The Prairie Spy

Alan “Lindy” Linda

With nothing better to do, it was time to check the list. “Clean out the tractor tool box” was on it. Ugh. It’s so full that the lid won’t close. It never has closed since I bought the tractor used 25 years ago. The permanent yawn that the lid exhibits lets rain in; plus, I can’t get anything else in it. However, I’d gotten used to it.

The rest of the project list was totally repellent. So I went out to the machine shed and began to empty the tool box.

In it there were: Two empty oil cans. Squirt type. Dry as a bone. Which is why they floated to the top.

Several old socks, used for grease rags. No wonder I’ve got so many unmatched pairs. The tractor has been eating them.
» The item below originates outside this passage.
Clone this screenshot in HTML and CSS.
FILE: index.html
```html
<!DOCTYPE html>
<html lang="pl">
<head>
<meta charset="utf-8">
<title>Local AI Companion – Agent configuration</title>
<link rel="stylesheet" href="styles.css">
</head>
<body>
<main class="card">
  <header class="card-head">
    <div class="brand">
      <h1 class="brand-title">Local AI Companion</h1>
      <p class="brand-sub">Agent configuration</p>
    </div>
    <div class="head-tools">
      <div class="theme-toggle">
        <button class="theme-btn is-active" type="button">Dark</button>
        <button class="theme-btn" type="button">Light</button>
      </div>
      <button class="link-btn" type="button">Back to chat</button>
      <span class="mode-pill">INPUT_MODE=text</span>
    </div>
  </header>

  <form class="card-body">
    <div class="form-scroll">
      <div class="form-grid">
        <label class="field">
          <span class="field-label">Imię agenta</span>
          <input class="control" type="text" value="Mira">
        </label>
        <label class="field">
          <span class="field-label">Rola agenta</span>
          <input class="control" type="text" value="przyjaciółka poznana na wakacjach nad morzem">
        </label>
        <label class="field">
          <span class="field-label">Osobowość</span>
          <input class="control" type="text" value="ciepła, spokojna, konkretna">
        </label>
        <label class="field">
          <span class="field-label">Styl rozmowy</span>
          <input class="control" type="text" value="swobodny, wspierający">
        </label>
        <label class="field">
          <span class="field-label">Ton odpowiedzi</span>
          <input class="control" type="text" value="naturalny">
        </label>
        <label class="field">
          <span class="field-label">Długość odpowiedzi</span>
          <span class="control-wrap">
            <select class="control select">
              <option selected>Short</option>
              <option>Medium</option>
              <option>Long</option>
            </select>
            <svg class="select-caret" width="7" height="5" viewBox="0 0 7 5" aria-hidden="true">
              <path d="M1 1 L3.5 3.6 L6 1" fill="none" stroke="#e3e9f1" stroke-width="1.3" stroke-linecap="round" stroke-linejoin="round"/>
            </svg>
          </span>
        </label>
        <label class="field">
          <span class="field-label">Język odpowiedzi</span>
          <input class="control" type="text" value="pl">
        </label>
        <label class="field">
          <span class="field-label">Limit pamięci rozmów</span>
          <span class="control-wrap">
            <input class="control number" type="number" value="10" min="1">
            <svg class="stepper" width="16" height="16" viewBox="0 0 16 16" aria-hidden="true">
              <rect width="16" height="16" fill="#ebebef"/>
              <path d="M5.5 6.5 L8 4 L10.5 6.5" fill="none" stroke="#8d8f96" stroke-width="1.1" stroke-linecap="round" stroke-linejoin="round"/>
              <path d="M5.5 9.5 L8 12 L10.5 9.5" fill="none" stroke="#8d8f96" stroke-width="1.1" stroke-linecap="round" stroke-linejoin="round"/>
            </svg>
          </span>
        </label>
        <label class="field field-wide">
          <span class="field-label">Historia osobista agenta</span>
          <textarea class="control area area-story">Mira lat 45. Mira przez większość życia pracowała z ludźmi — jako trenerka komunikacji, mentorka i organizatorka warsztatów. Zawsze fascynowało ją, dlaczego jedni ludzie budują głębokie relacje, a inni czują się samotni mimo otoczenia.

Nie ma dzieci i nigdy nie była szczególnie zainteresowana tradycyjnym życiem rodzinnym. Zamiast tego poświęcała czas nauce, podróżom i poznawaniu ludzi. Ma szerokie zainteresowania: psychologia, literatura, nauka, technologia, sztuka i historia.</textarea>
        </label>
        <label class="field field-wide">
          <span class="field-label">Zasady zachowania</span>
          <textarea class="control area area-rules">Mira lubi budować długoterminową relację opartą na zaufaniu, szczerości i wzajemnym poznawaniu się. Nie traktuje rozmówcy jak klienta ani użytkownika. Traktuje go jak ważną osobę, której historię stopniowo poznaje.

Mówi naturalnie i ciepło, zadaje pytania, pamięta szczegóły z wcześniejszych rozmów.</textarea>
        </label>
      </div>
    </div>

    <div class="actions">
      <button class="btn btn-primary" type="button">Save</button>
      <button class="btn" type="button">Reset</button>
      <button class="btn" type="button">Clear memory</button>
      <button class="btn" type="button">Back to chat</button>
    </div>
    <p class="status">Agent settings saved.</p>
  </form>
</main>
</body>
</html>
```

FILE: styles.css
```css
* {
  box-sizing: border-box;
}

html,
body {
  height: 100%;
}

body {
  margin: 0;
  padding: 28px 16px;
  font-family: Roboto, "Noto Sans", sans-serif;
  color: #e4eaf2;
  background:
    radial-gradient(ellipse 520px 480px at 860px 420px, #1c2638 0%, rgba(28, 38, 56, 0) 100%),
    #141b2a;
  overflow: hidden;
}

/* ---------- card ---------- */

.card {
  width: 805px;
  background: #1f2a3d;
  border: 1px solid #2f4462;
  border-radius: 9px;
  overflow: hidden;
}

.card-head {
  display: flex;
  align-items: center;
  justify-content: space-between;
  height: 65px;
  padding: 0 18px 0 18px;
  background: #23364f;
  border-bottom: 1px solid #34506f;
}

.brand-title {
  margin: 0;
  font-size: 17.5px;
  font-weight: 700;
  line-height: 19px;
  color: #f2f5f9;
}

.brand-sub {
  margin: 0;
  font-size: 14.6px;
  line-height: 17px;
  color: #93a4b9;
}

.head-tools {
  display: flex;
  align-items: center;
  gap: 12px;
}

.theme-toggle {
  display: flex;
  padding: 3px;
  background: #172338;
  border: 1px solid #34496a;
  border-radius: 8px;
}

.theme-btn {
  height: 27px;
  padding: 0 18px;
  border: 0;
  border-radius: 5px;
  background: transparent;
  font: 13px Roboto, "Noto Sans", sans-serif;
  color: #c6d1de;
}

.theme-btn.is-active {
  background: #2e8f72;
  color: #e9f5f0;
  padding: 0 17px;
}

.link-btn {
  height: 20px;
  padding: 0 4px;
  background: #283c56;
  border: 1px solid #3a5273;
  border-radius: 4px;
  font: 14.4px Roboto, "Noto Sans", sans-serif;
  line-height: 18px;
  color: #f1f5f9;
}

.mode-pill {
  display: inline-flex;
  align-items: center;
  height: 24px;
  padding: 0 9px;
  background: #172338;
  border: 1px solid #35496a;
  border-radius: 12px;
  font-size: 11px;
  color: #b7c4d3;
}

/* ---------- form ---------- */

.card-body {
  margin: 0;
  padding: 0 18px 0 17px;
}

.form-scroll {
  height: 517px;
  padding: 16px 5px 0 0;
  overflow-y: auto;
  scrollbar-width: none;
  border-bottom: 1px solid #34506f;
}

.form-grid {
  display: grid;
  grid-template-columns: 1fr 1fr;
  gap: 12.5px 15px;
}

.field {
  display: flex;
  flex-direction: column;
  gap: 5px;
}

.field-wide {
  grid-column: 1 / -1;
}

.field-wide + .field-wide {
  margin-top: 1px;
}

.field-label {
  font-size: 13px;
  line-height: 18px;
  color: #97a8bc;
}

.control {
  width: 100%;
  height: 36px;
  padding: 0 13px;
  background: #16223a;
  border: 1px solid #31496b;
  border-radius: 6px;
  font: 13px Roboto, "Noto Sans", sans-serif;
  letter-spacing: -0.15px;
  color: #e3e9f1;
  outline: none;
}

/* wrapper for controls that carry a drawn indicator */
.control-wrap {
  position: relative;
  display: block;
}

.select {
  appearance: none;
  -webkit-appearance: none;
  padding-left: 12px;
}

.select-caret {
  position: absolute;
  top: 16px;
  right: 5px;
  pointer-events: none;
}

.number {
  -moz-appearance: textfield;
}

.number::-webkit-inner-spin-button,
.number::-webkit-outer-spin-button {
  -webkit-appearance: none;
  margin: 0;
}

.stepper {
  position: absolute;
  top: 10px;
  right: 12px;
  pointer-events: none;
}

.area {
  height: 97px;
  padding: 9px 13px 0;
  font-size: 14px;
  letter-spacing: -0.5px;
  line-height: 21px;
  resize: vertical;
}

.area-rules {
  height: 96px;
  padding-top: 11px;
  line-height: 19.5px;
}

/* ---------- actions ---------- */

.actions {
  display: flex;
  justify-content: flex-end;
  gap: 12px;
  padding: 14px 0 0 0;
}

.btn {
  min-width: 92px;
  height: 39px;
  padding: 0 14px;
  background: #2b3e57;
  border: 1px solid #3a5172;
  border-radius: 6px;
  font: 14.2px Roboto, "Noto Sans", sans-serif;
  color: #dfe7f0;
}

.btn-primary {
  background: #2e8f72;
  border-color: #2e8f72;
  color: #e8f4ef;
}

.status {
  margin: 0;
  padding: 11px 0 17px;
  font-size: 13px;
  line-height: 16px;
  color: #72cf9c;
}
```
Nuts, bolts, washers, pins, keys, chain links, something that looked like a piece of a meteor, two jackknives with no blades, nails–all rusty, bent, broken, and completely unuseable. These things were the ocean in which everything else floated.

Three battery acid testers. Not even all on one level, but kind of evenly distributed. Good find. I was just getting ready to buy another one.

One gopher trap, mauled by the cutting sections of my hay mower. I vaguely remember warning the neighbor kid not to lose any traps. I hit it just as I was trying to finish mowing. There was rain in the west when I started fixing it. I got wet before I was done. I still have evil thoughts about that kid.

One Spalding tennis ball. I have no idea why. It’s a long way to Wimbledon.

One ½-inch combination wrench. In all the endless junk in the tool box, this was the only functional tool to be found.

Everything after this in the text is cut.